> Task objective: Restate the data exactly as given and keep the pictures out.

> Source data:
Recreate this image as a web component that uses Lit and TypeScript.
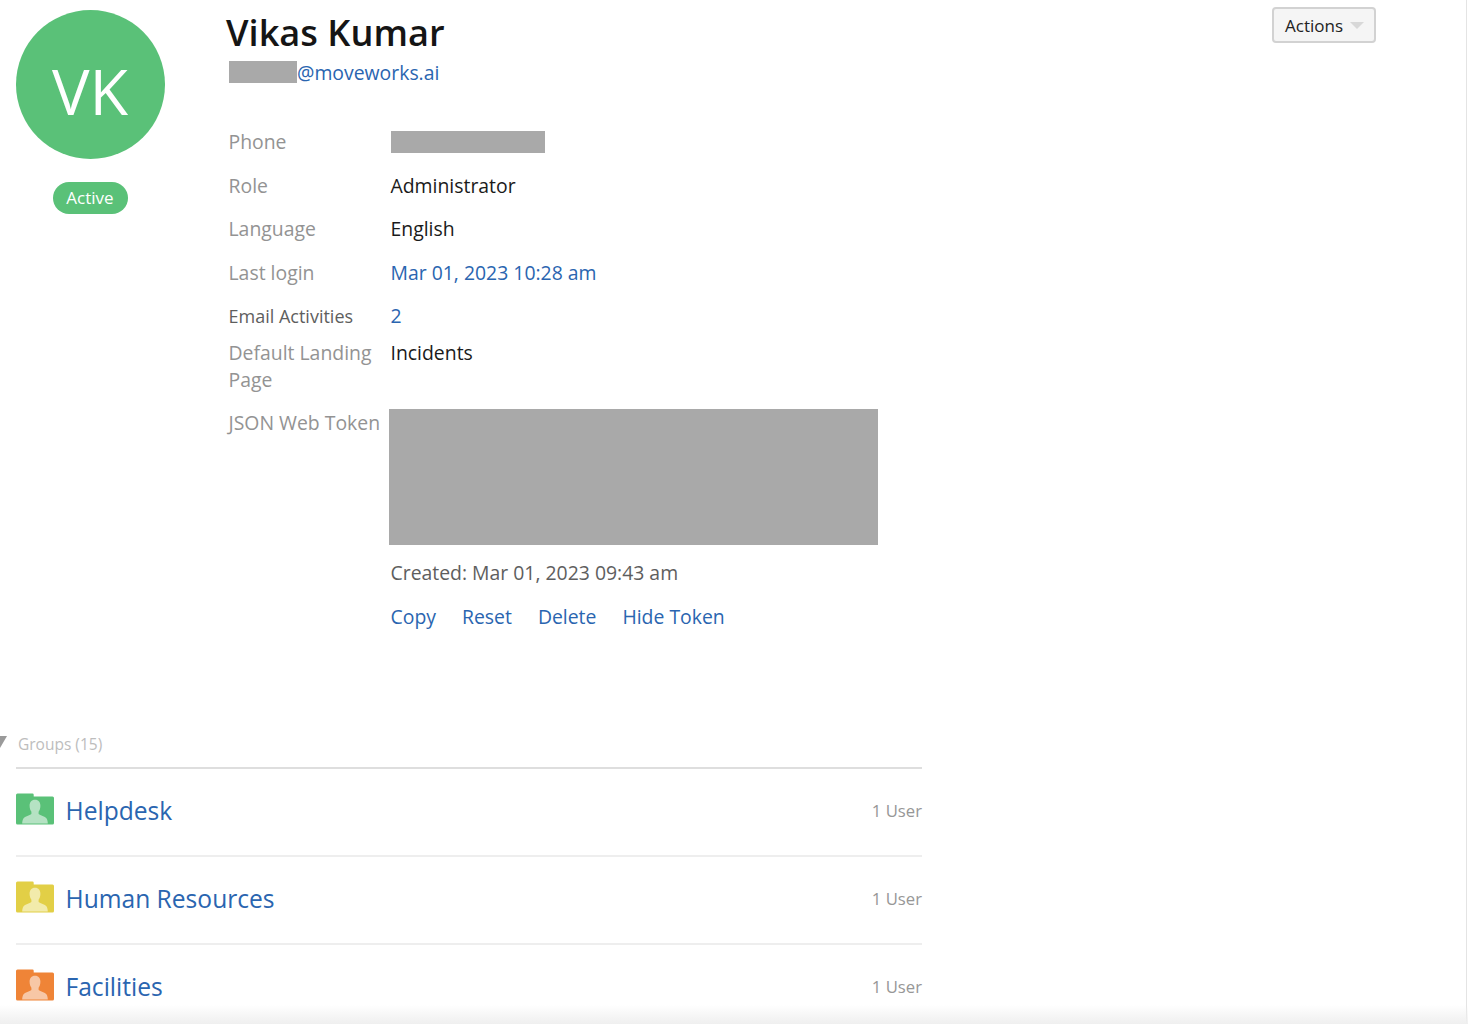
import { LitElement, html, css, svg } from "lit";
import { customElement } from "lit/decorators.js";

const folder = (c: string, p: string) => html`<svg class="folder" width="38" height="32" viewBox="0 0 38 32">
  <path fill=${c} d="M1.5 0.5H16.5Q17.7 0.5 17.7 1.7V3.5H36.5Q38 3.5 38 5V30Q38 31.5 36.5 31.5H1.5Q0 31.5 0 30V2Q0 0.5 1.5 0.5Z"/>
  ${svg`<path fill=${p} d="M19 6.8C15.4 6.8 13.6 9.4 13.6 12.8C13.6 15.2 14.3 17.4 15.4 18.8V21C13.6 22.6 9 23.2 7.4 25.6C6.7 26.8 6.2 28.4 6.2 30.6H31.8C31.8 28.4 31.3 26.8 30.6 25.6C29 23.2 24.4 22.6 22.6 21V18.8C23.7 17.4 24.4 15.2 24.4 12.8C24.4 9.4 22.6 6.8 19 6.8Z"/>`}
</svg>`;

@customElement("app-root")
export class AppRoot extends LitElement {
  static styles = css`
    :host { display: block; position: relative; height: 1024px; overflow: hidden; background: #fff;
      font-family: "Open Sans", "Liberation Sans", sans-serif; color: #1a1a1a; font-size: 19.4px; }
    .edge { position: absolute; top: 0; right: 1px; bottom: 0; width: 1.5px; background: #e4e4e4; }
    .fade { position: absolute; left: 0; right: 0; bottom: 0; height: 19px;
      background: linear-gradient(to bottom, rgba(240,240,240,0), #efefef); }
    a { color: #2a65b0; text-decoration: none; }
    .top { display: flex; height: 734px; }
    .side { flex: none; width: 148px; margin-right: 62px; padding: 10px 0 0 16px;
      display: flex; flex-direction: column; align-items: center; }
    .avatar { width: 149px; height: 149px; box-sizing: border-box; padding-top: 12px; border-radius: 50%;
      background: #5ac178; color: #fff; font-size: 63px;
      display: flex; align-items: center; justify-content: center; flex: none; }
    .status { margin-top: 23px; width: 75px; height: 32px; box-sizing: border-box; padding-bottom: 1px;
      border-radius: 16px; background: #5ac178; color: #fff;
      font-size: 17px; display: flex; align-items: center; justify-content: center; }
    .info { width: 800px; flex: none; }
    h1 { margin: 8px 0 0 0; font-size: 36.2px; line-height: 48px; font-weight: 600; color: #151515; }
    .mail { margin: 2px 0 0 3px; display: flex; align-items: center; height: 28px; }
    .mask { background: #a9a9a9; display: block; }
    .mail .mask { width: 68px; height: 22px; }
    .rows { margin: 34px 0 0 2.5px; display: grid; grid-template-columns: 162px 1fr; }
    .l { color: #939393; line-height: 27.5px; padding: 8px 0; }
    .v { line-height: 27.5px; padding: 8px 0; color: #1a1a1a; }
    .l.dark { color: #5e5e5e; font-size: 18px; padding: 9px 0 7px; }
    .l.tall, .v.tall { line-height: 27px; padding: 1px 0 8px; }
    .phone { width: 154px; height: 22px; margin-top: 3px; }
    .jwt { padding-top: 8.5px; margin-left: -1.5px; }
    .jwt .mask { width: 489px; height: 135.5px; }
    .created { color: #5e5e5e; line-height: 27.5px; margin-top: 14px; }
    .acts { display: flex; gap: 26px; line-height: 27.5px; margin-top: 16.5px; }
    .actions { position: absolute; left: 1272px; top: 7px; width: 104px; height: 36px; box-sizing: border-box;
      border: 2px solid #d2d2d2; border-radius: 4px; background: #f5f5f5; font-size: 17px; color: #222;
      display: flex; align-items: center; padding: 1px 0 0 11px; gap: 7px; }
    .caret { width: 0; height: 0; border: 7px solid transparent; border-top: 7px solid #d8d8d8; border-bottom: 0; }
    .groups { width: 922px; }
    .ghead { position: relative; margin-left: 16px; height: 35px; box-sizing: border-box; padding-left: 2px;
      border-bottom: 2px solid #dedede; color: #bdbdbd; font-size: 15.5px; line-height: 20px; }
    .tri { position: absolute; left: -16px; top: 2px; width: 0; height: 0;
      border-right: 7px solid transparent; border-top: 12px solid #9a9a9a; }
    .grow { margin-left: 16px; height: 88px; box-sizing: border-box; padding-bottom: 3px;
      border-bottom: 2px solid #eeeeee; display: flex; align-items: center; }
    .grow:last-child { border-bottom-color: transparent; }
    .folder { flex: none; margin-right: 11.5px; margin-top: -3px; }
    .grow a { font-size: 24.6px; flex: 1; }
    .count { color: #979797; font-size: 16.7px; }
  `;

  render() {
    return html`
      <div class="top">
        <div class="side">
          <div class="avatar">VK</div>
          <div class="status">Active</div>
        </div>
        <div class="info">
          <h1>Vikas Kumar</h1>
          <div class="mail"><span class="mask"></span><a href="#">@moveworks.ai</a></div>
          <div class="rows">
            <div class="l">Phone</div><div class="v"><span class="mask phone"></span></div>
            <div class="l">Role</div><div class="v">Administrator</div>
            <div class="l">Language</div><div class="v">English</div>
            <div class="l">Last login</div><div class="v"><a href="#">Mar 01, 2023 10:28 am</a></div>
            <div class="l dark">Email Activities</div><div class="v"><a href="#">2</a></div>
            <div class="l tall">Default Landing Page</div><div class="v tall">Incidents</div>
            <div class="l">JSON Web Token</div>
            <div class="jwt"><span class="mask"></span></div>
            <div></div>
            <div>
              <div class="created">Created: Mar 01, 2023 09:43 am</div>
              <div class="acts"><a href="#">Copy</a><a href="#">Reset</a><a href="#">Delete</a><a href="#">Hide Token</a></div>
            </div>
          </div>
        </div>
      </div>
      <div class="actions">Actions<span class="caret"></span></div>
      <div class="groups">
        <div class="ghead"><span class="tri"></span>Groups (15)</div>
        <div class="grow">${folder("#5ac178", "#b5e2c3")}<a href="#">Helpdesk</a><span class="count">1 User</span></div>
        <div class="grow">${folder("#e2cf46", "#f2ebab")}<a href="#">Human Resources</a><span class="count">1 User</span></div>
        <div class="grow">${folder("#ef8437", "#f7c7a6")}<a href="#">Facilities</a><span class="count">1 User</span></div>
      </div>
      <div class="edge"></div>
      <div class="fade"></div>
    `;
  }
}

> Reply:
Recreate this image as a web component that uses Lit and TypeScript.
import { LitElement, html, css, svg } from "lit";
import { customElement } from "lit/decorators.js";

const folder = (c: string, p: string) => html`<svg class="folder" width="38" height="32" viewBox="0 0 38 32">
  <path fill=${c} d="M1.5 0.5H16.5Q17.7 0.5 17.7 1.7V3.5H36.5Q38 3.5 38 5V30Q38 31.5 36.5 31.5H1.5Q0 31.5 0 30V2Q0 0.5 1.5 0.5Z"/>
  ${svg`<path fill=${p} d="M19 6.8C15.4 6.8 13.6 9.4 13.6 12.8C13.6 15.2 14.3 17.4 15.4 18.8V21C13.6 22.6 9 23.2 7.4 25.6C6.7 26.8 6.2 28.4 6.2 30.6H31.8C31.8 28.4 31.3 26.8 30.6 25.6C29 23.2 24.4 22.6 22.6 21V18.8C23.7 17.4 24.4 15.2 24.4 12.8C24.4 9.4 22.6 6.8 19 6.8Z"/>`}
</svg>`;

@customElement("app-root")
export class AppRoot extends LitElement {
  static styles = css`
    :host { display: block; position: relative; height: 1024px; overflow: hidden; background: #fff;
      font-family: "Open Sans", "Liberation Sans", sans-serif; color: #1a1a1a; font-size: 19.4px; }
    .edge { position: absolute; top: 0; right: 1px; bottom: 0; width: 1.5px; background: #e4e4e4; }
    .fade { position: absolute; left: 0; right: 0; bottom: 0; height: 19px;
      background: linear-gradient(to bottom, rgba(240,240,240,0), #efefef); }
    a { color: #2a65b0; text-decoration: none; }
    .top { display: flex; height: 734px; }
    .side { flex: none; width: 148px; margin-right: 62px; padding: 10px 0 0 16px;
      display: flex; flex-direction: column; align-items: center; }
    .avatar { width: 149px; height: 149px; box-sizing: border-box; padding-top: 12px; border-radius: 50%;
      background: #5ac178; color: #fff; font-size: 63px;
      display: flex; align-items: center; justify-content: center; flex: none; }
    .status { margin-top: 23px; width: 75px; height: 32px; box-sizing: border-box; padding-bottom: 1px;
      border-radius: 16px; background: #5ac178; color: #fff;
      font-size: 17px; display: flex; align-items: center; justify-content: center; }
    .info { width: 800px; flex: none; }
    h1 { margin: 8px 0 0 0; font-size: 36.2px; line-height: 48px; font-weight: 600; color: #151515; }
    .mail { margin: 2px 0 0 3px; display: flex; align-items: center; height: 28px; }
    .mask { background: #a9a9a9; display: block; }
    .mail .mask { width: 68px; height: 22px; }
    .rows { margin: 34px 0 0 2.5px; display: grid; grid-template-columns: 162px 1fr; }
    .l { color: #939393; line-height: 27.5px; padding: 8px 0; }
    .v { line-height: 27.5px; padding: 8px 0; color: #1a1a1a; }
    .l.dark { color: #5e5e5e; font-size: 18px; padding: 9px 0 7px; }
    .l.tall, .v.tall { line-height: 27px; padding: 1px 0 8px; }
    .phone { width: 154px; height: 22px; margin-top: 3px; }
    .jwt { padding-top: 8.5px; margin-left: -1.5px; }
    .jwt .mask { width: 489px; height: 135.5px; }
    .created { color: #5e5e5e; line-height: 27.5px; margin-top: 14px; }
    .acts { display: flex; gap: 26px; line-height: 27.5px; margin-top: 16.5px; }
    .actions { position: absolute; left: 1272px; top: 7px; width: 104px; height: 36px; box-sizing: border-box;
      border: 2px solid #d2d2d2; border-radius: 4px; background: #f5f5f5; font-size: 17px; color: #222;
      display: flex; align-items: center; padding: 1px 0 0 11px; gap: 7px; }
    .caret { width: 0; height: 0; border: 7px solid transparent; border-top: 7px solid #d8d8d8; border-bottom: 0; }
    .groups { width: 922px; }
    .ghead { position: relative; margin-left: 16px; height: 35px; box-sizing: border-box; padding-left: 2px;
      border-bottom: 2px solid #dedede; color: #bdbdbd; font-size: 15.5px; line-height: 20px; }
    .tri { position: absolute; left: -16px; top: 2px; width: 0; height: 0;
      border-right: 7px solid transparent; border-top: 12px solid #9a9a9a; }
    .grow { margin-left: 16px; height: 88px; box-sizing: border-box; padding-bottom: 3px;
      border-bottom: 2px solid #eeeeee; display: flex; align-items: center; }
    .grow:last-child { border-bottom-color: transparent; }
    .folder { flex: none; margin-right: 11.5px; margin-top: -3px; }
    .grow a { font-size: 24.6px; flex: 1; }
    .count { color: #979797; font-size: 16.7px; }
  `;

  render() {
    return html`
      <div class="top">
        <div class="side">
          <div class="avatar">VK</div>
          <div class="status">Active</div>
        </div>
        <div class="info">
          <h1>Vikas Kumar</h1>
          <div class="mail"><span class="mask"></span><a href="#">@moveworks.ai</a></div>
          <div class="rows">
            <div class="l">Phone</div><div class="v"><span class="mask phone"></span></div>
            <div class="l">Role</div><div class="v">Administrator</div>
            <div class="l">Language</div><div class="v">English</div>
            <div class="l">Last login</div><div class="v"><a href="#">Mar 01, 2023 10:28 am</a></div>
            <div class="l dark">Email Activities</div><div class="v"><a href="#">2</a></div>
            <div class="l tall">Default Landing Page</div><div class="v tall">Incidents</div>
            <div class="l">JSON Web Token</div>
            <div class="jwt"><span class="mask"></span></div>
            <div></div>
            <div>
              <div class="created">Created: Mar 01, 2023 09:43 am</div>
              <div class="acts"><a href="#">Copy</a><a href="#">Reset</a><a href="#">Delete</a><a href="#">Hide Token</a></div>
            </div>
          </div>
        </div>
      </div>
      <div class="actions">Actions<span class="caret"></span></div>
      <div class="groups">
        <div class="ghead"><span class="tri"></span>Groups (15)</div>
        <div class="grow">${folder("#5ac178", "#b5e2c3")}<a href="#">Helpdesk</a><span class="count">1 User</span></div>
        <div class="grow">${folder("#e2cf46", "#f2ebab")}<a href="#">Human Resources</a><span class="count">1 User</span></div>
        <div class="grow">${folder("#ef8437", "#f7c7a6")}<a href="#">Facilities</a><span class="count">1 User</span></div>
      </div>
      <div class="edge"></div>
      <div class="fade"></div>
    `;
  }
}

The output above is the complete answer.